** START **
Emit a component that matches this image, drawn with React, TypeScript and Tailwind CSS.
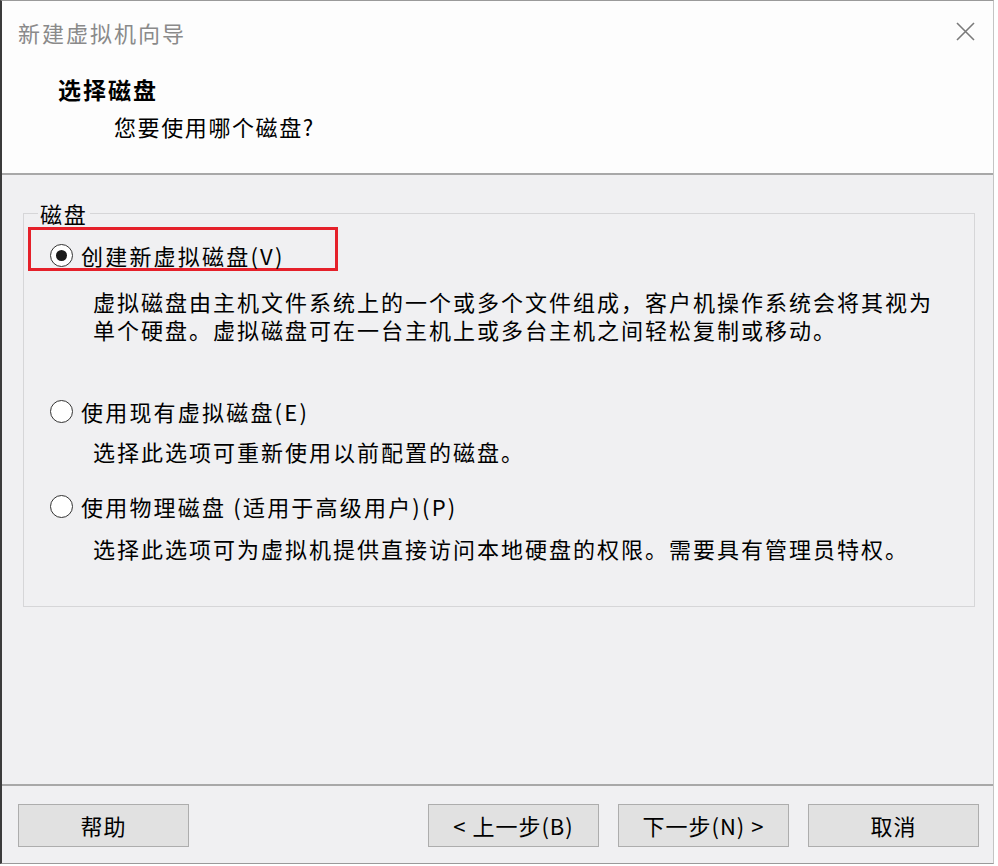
import React from "react";

const font = { fontFamily: '"Noto Sans CJK SC", "Noto Sans", sans-serif' };

type Option = {
  label: string;
  desc: string[];
  checked?: boolean;
};

const options: Option[] = [
  {
    label: "创建新虚拟磁盘(V)",
    desc: [
      "虚拟磁盘由主机文件系统上的一个或多个文件组成，客户机操作系统会将其视为",
      "单个硬盘。虚拟磁盘可在一台主机上或多台主机之间轻松复制或移动。",
    ],
    checked: true,
  },
  { label: "使用现有虚拟磁盘(E)", desc: ["选择此选项可重新使用以前配置的磁盘。"] },
  {
    label: "使用物理磁盘 (适用于高级用户)(P)",
    desc: ["选择此选项可为虚拟机提供直接访问本地硬盘的权限。需要具有管理员特权。"],
  },
];

const Radio = ({ checked }: { checked?: boolean }) => (
  <span className="flex h-[23px] w-[23px] shrink-0 items-center justify-center rounded-full border-[1.5px] border-[#333] bg-white">
    {checked && <span className="h-[11px] w-[11px] rounded-full bg-[#1a1a1a]" />}
  </span>
);

const RadioRow = ({ label, checked }: { label: string; checked?: boolean }) => (
  <div className="flex items-center gap-[8px]">
    <Radio checked={checked} />
    <span className="leading-[24px] tracking-[2.2px]">{label}</span>
  </div>
);

const Desc = ({ lines }: { lines: string[] }) => (
  <div className="pl-[69px] leading-[28px] tracking-[2px]">
    {lines.map((l) => (
      <div key={l}>{l}</div>
    ))}
  </div>
);

const WizardButton = ({ children }: { children: React.ReactNode }) => (
  <button className="h-[43px] w-[171px] border border-[#adadad] bg-[#e1e1e1] text-[22px] tracking-[1px] text-black">
    {children}
  </button>
);

const App = () => {
  const [first, second, third] = options;
  return (
    <div className="h-[866px] w-[998px] bg-white text-[22px] text-black" style={font}>
      <div className="flex h-[864px] w-[994px] flex-col border-t border-r border-b border-l-2 border-t-[#9a9a9a] border-r-[#c4c4c4] border-b-[#9a9a9a] border-l-[#3b3b3b]">
        <div className="flex h-[172px] shrink-0 flex-col bg-[#fdfdfd]">
          <div className="flex h-[62px] items-center justify-between pl-[16px] pr-[18px]">
            <span className="tracking-[2px] text-[#8a8a8a]">新建虚拟机向导</span>
            <svg width="19" height="19" viewBox="0 0 19 19" className="mt-[-2px]">
              <path d="M1 1 L18 18 M18 1 L1 18" stroke="#7a7a7a" strokeWidth="1.6" fill="none" />
            </svg>
          </div>
          <div className="mt-[11px] pl-[56px] text-[23px] font-bold leading-[30px] tracking-[2px]">选择磁盘</div>
          <div className="mt-[7px] pl-[112px] leading-[30px] tracking-[1.6px]">您要使用哪个磁盘?</div>
        </div>
        <div className="h-[2px] shrink-0 bg-[#a8a8a8]" />
        <div className="flex-1 bg-[#f0f0f2] pt-[26px]">
          <fieldset className="ml-[21px] w-[952px] border border-[#d6d6d8] pb-[44px]">
            <legend className="ml-[14px] px-[2px] leading-[24px] tracking-[1.8px]">磁盘</legend>
            <div className="ml-[4px] mt-[2px] h-[44px] w-[310px] border-[3px] border-[#e5202a] pl-[19px] pt-[13px]">
              <RadioRow label={first.label} checked />
            </div>
            <div className="mt-[16px]">
              <Desc lines={first.desc} />
            </div>
            <div className="mt-[56px] pl-[26px]">
              <RadioRow label={second.label} />
            </div>
            <div className="mt-[14px]">
              <Desc lines={second.desc} />
            </div>
            <div className="mt-[29px] pl-[26px]">
              <RadioRow label={third.label} />
            </div>
            <div className="mt-[16px]">
              <Desc lines={third.desc} />
            </div>
          </fieldset>
        </div>
        <div className="h-[2px] shrink-0 bg-[#a8a8a8]" />
        <div className="flex h-[77px] shrink-0 items-start justify-between bg-[#f0f0f2] pl-[16px] pr-[14px] pt-[18px]">
          <WizardButton>帮助</WizardButton>
          <div className="flex gap-[19px]">
            <WizardButton>&lt; 上一步(B)</WizardButton>
            <WizardButton>下一步(N) &gt;</WizardButton>
            <WizardButton>取消</WizardButton>
          </div>
        </div>
      </div>
    </div>
  );
};

export default App;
** END **
Reproduce the material above verbatim; omit every picture.

§ **SOLUTION FOR THIS TASK**:
Emit a component that matches this image, drawn with React, TypeScript and Tailwind CSS.
import React from "react";

const font = { fontFamily: '"Noto Sans CJK SC", "Noto Sans", sans-serif' };

type Option = {
  label: string;
  desc: string[];
  checked?: boolean;
};

const options: Option[] = [
  {
    label: "创建新虚拟磁盘(V)",
    desc: [
      "虚拟磁盘由主机文件系统上的一个或多个文件组成，客户机操作系统会将其视为",
      "单个硬盘。虚拟磁盘可在一台主机上或多台主机之间轻松复制或移动。",
    ],
    checked: true,
  },
  { label: "使用现有虚拟磁盘(E)", desc: ["选择此选项可重新使用以前配置的磁盘。"] },
  {
    label: "使用物理磁盘 (适用于高级用户)(P)",
    desc: ["选择此选项可为虚拟机提供直接访问本地硬盘的权限。需要具有管理员特权。"],
  },
];

const Radio = ({ checked }: { checked?: boolean }) => (
  <span className="flex h-[23px] w-[23px] shrink-0 items-center justify-center rounded-full border-[1.5px] border-[#333] bg-white">
    {checked && <span className="h-[11px] w-[11px] rounded-full bg-[#1a1a1a]" />}
  </span>
);

const RadioRow = ({ label, checked }: { label: string; checked?: boolean }) => (
  <div className="flex items-center gap-[8px]">
    <Radio checked={checked} />
    <span className="leading-[24px] tracking-[2.2px]">{label}</span>
  </div>
);

const Desc = ({ lines }: { lines: string[] }) => (
  <div className="pl-[69px] leading-[28px] tracking-[2px]">
    {lines.map((l) => (
      <div key={l}>{l}</div>
    ))}
  </div>
);

const WizardButton = ({ children }: { children: React.ReactNode }) => (
  <button className="h-[43px] w-[171px] border border-[#adadad] bg-[#e1e1e1] text-[22px] tracking-[1px] text-black">
    {children}
  </button>
);

const App = () => {
  const [first, second, third] = options;
  return (
    <div className="h-[866px] w-[998px] bg-white text-[22px] text-black" style={font}>
      <div className="flex h-[864px] w-[994px] flex-col border-t border-r border-b border-l-2 border-t-[#9a9a9a] border-r-[#c4c4c4] border-b-[#9a9a9a] border-l-[#3b3b3b]">
        <div className="flex h-[172px] shrink-0 flex-col bg-[#fdfdfd]">
          <div className="flex h-[62px] items-center justify-between pl-[16px] pr-[18px]">
            <span className="tracking-[2px] text-[#8a8a8a]">新建虚拟机向导</span>
            <svg width="19" height="19" viewBox="0 0 19 19" className="mt-[-2px]">
              <path d="M1 1 L18 18 M18 1 L1 18" stroke="#7a7a7a" strokeWidth="1.6" fill="none" />
            </svg>
          </div>
          <div className="mt-[11px] pl-[56px] text-[23px] font-bold leading-[30px] tracking-[2px]">选择磁盘</div>
          <div className="mt-[7px] pl-[112px] leading-[30px] tracking-[1.6px]">您要使用哪个磁盘?</div>
        </div>
        <div className="h-[2px] shrink-0 bg-[#a8a8a8]" />
        <div className="flex-1 bg-[#f0f0f2] pt-[26px]">
          <fieldset className="ml-[21px] w-[952px] border border-[#d6d6d8] pb-[44px]">
            <legend className="ml-[14px] px-[2px] leading-[24px] tracking-[1.8px]">磁盘</legend>
            <div className="ml-[4px] mt-[2px] h-[44px] w-[310px] border-[3px] border-[#e5202a] pl-[19px] pt-[13px]">
              <RadioRow label={first.label} checked />
            </div>
            <div className="mt-[16px]">
              <Desc lines={first.desc} />
            </div>
            <div className="mt-[56px] pl-[26px]">
              <RadioRow label={second.label} />
            </div>
            <div className="mt-[14px]">
              <Desc lines={second.desc} />
            </div>
            <div className="mt-[29px] pl-[26px]">
              <RadioRow label={third.label} />
            </div>
            <div className="mt-[16px]">
              <Desc lines={third.desc} />
            </div>
          </fieldset>
        </div>
        <div className="h-[2px] shrink-0 bg-[#a8a8a8]" />
        <div className="flex h-[77px] shrink-0 items-start justify-between bg-[#f0f0f2] pl-[16px] pr-[14px] pt-[18px]">
          <WizardButton>帮助</WizardButton>
          <div className="flex gap-[19px]">
            <WizardButton>&lt; 上一步(B)</WizardButton>
            <WizardButton>下一步(N) &gt;</WizardButton>
            <WizardButton>取消</WizardButton>
          </div>
        </div>
      </div>
    </div>
  );
};

export default App;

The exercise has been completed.